From the moment the teams kicked off in front of a sodden but ultimately satisfied crowd of 39,800 at Sydney Football Stadium, it was obvious that the Spaniards were a cut above the Americans in the speed and precision of their play.

In the end, even the U.S. players could not argue against the 3-1 loss that consigned them to the bronze-medal game Friday.

Spain and Cameroon, a surprise 2-1 winner over Chile in the other semifinal in Melbourne, will play for the gold medal Saturday.

"We got outplayed a little bit," U.S. defender Frankie Hejduk said. "But we still fought hard and we fought the whole time and we were still in the game until they scored their third goal, in the 85th minute or whatever.

"So we gave ourselves a chance. We hung in there. I thought we played well."

The U.S. team fell behind by two goals in the first 25 minutes and was never able to fully recover against a Spanish side that was quicker in speed of foot and speed of thought.

Spain's two forwards, Jose Mari and Raul Tamudo, caused havoc in the U.S. defense, with Galaxy defender Danny Califf victimized on both early goals.

Up in the stands, one of many Spanish fans had the word "Spain" painted in red across her forehead and the word "goal" across her chin. It wasn't long before she got her wish.

In the 16th minute, Jose Mari got past Califf on the right flank and crossed the ball into the goal area, where Tamudo was lurking near the far post. The striker, who plays for Espanyol in the Spanish league, dodged past Hejduk and slammed the ball into the net just inside the left upright.

Nine minutes later, Spain doubled its advantage.

This time a long ball flighted into the goal area was controlled by Jose Mari, who appeared to do so with his upper arm, an infraction that was not spotted by Tunisian referee Mourad Daami.

Califf slipped on the wet grass and fell while trying to tackle Jose Mari, who passed inside to Miguel Angulo. The Valencia player beat U.S. keeper Brad Friedel from close range before being taken down hard by Califf.

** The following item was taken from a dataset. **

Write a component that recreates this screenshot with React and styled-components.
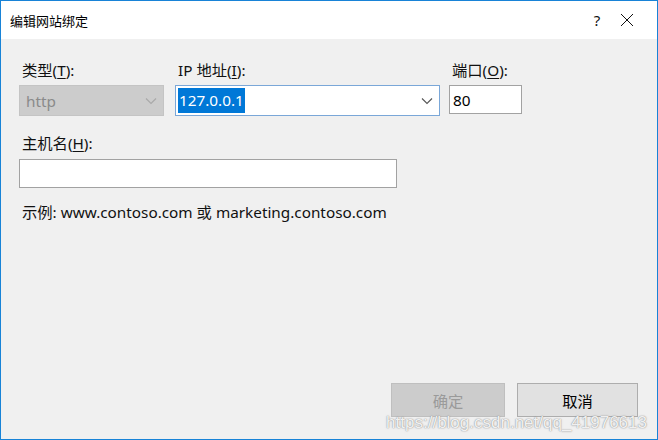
import React from "react";
import styled, { createGlobalStyle } from "styled-components";

const GlobalStyle = createGlobalStyle`
  html, body {
    margin: 0;
    padding: 0;
    background: #ffffff;
  }
  body {
    font-family: "Noto Sans", "Noto Sans CJK SC", sans-serif;
  }
`;

const Window = styled.div`
  position: relative;
  box-sizing: border-box;
  width: 658px;
  height: 440px;
  border: 1px solid #1883d7;
  background: #f0f0f0;
  display: flex;
  flex-direction: column;
`;

const TitleBar = styled.div`
  height: 38px;
  flex: none;
  background: #ffffff;
  display: flex;
  align-items: center;
  padding-left: 9px;
`;

const Title = styled.div`
  flex: 1;
  font-size: 13px;
  color: #000;
  padding-top: 1px;
`;

const TitleButton = styled.div`
  width: 30px;
  height: 38px;
  display: flex;
  align-items: center;
  justify-content: center;
  font-size: 15px;
  color: #111;
  margin-right: ${({ $mr }) => $mr || 0}px;
`;

const Body = styled.div`
  flex: 1;
  display: flex;
  flex-direction: column;
  padding: 21px 18px 0 18px;
  font-size: 15.3px;
  color: #111;
`;

const TopRow = styled.div`
  display: flex;
  align-items: flex-start;
`;

const Field = styled.div`
  display: flex;
  flex-direction: column;
  width: ${({ $w }) => $w}px;
  margin-left: ${({ $ml }) => $ml || 0}px;
`;

const Label = styled.div`
  height: 20px;
  line-height: 20px;
  margin-left: 3px;
  margin-bottom: ${({ $mb }) => $mb || 5}px;
  white-space: nowrap;
`;

const Key = styled.span`
  text-decoration: underline;
  text-underline-offset: 2px;
`;

const Combo = styled.div`
  box-sizing: border-box;
  height: 31px;
  display: flex;
  align-items: center;
  padding: 0 6px 0 2px;
  background: ${({ $disabled }) => ($disabled ? "#cccccc" : "#ffffff")};
  border: 1px solid ${({ $disabled }) => ($disabled ? "#c4c4c4" : "#7aa7d8")};
  color: ${({ $disabled }) => ($disabled ? "#8a8a8a" : "#000")};
`;

const ComboText = styled.div`
  flex: 1;
  padding-left: ${({ $pl }) => $pl || 0}px;
`;

const Selected = styled.span`
  background: #0078d7;
  color: #ffffff;
  display: inline-block;
  height: 25px;
  line-height: 25px;
  padding: 0 1px;
`;

const Arrow = ({ color }) => (
  <svg width="12" height="8" viewBox="0 0 12 8">
    <path d="M1 1.5 L6 6.5 L11 1.5" fill="none" stroke={color} strokeWidth="1.1" />
  </svg>
);

const TextInput = styled.div`
  box-sizing: border-box;
  width: ${({ $w }) => $w}px;
  height: 29px;
  background: #ffffff;
  border: 1px solid #a2a2a2;
  display: flex;
  align-items: center;
  padding-left: 3px;
  color: #000;
`;

const HostSection = styled.div`
  margin-top: 17px;
  display: flex;
  flex-direction: column;
`;

const Example = styled.div`
  margin-top: 14px;
  margin-left: 3px;
  height: 20px;
  line-height: 20px;
`;

const Spacer = styled.div`
  flex: 1;
`;

const ButtonRow = styled.div`
  display: flex;
  justify-content: flex-end;
  gap: 12px;
  padding-right: 1px;
  margin-bottom: 22px;
`;

const Button = styled.div`
  box-sizing: border-box;
  width: ${({ $w }) => $w}px;
  height: 34px;
  display: flex;
  align-items: center;
  justify-content: center;
  background: ${({ $disabled }) => ($disabled ? "#cccccc" : "#e1e1e1")};
  border: 1px solid ${({ $disabled }) => ($disabled ? "#bfbfbf" : "#adadad")};
  color: ${({ $disabled }) => ($disabled ? "#9a9a9a" : "#000")};
`;

const Watermark = styled.div`
  position: absolute;
  right: 10px;
  bottom: 6px;
  font-family: "Liberation Sans", Arial, sans-serif;
  font-size: 17px;
  color: rgba(255, 255, 255, 0.9);
  text-shadow: 0 0 1px rgba(120, 120, 120, 0.9), 0 0 2px rgba(150, 150, 150, 0.6);
  pointer-events: none;
`;

export default function App() {
  return (
    <>
      <GlobalStyle />
      <Window>
        <TitleBar>
          <Title>编辑网站绑定</Title>
          <TitleButton>?</TitleButton>
          <TitleButton $mr={15}>
            <svg width="14" height="14" viewBox="0 0 14 14">
              <path d="M1 1 L13 13 M13 1 L1 13" stroke="#111" strokeWidth="1" />
            </svg>
          </TitleButton>
        </TitleBar>
        <Body>
          <TopRow>
            <Field $w={145}>
              <Label>
                类型(<Key>T</Key>):
              </Label>
              <Combo $disabled>
                <ComboText $pl={4}>http</ComboText>
                <Arrow color="#a8a8a8" />
              </Combo>
            </Field>
            <Field $w={265} $ml={11}>
              <Label>
                IP 地址(<Key>I</Key>):
              </Label>
              <Combo>
                <ComboText>
                  <Selected>127.0.0.1</Selected>
                </ComboText>
                <Arrow color="#555" />
              </Combo>
            </Field>
            <Field $w={73} $ml={9}>
              <Label>
                端口(<Key>O</Key>):
              </Label>
              <TextInput $w={73}>80</TextInput>
            </Field>
          </TopRow>
          <HostSection>
            <Label $mb={6}>
              主机名(<Key>H</Key>):
            </Label>
            <TextInput $w={378} />
          </HostSection>
          <Example>示例: www.contoso.com 或 marketing.contoso.com</Example>
          <Spacer />
          <ButtonRow>
            <Button $w={114} $disabled>
              确定
            </Button>
            <Button $w={121}>取消</Button>
          </ButtonRow>
        </Body>
        <Watermark>https://blog.csdn.net/qq_41976613</Watermark>
      </Window>
    </>
  );
}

"Those first 20 minutes they were taking it to us," said Califf's Galaxy teammate, midfielder Peter Vagenas.

"The first goal wouldn't have been a problem [but] the second goal kind of broke our backs. After that, it's easy to play when you're two goals up."

Califf, who has been the best U.S. defender in the first four games, and Chad McCarty tried to hold the defensive line together but, along with Jeff Agoos and Hejduk, were hard pressed throughout the 90 minutes.

"They were in for a tough time," U.S. Coach Clive Charles said. "They were playing against two quality strikers. Dan and Chad have been chasing world-class strikers around for the last 10 days and doing very, very well.

"We were just a half-step slower all the way round and we were playing against a very good team, a brilliant team. On the night, the best team won."

Califf explained what had happened on the first goal.

"The ball skipped past me," he said. "I was in a position, I thought, to win it on the sideline and then it took a skip and I wasn't able to catch him [Jose Mari].

"On the second goal, I slipped. I was backing up so maybe my positioning wasn't right, but I definitely would have won the ball if I hadn't slipped.

"They were saying that maybe he brought it [the ball] down with his arm, but we made two mistakes and they scored on both mistakes. That's what good teams will do--punish you."

Like other players, Califf appeared fatigued after playing in a grueling two-hour quarterfinal against Japan in Adelaide on Saturday. Charles said the entire team was feeling the effects of that match.

"We just never got out of the starting blocks," he said. "We were just a tad off in basically everything. The gas was out the tank.

"We played a very good team tonight. I think the last game took its toll a little bit on us. . . .

"After the game I told them to keep their heads up because now we have to prepare to try to win a bronze medal."

The U.S. managed to cut the deficit to one goal in the 42nd minute when Hejduk was upended in the penalty area by Angulo, with Vagenas scoring on the resultant penalty kick. It was his third goal of the tournament.

From then on, the U.S. struggled to tie it up, but the odds were always long. They became impossible after Jose Mari scored Spain's third goal, in the 87th minute, knocking in a rebound after Friedel had made a full-length diving save off Tamudo.

Josh Wolff and Conor Casey worked tirelessly up front, but the goals would not come for the U.S.

"They only got two or three chances and that's all it took them," Wolff said. "They were very classy finishers. They got down the flanks, put balls in and their guys tucked them away."

Charles sent Landon Donovan on in place of Ramiro Coralles and Sasha Victorine on in place of Chris Albright, both in the 39th minute, but Spain's defense was as solid as it was rugged.

"There were holes in there, but they closed fast," the Galaxy's Victorine said. "That's the difference at this level. Whenever you get time on the ball, they close you down fast. You've got to play quicker."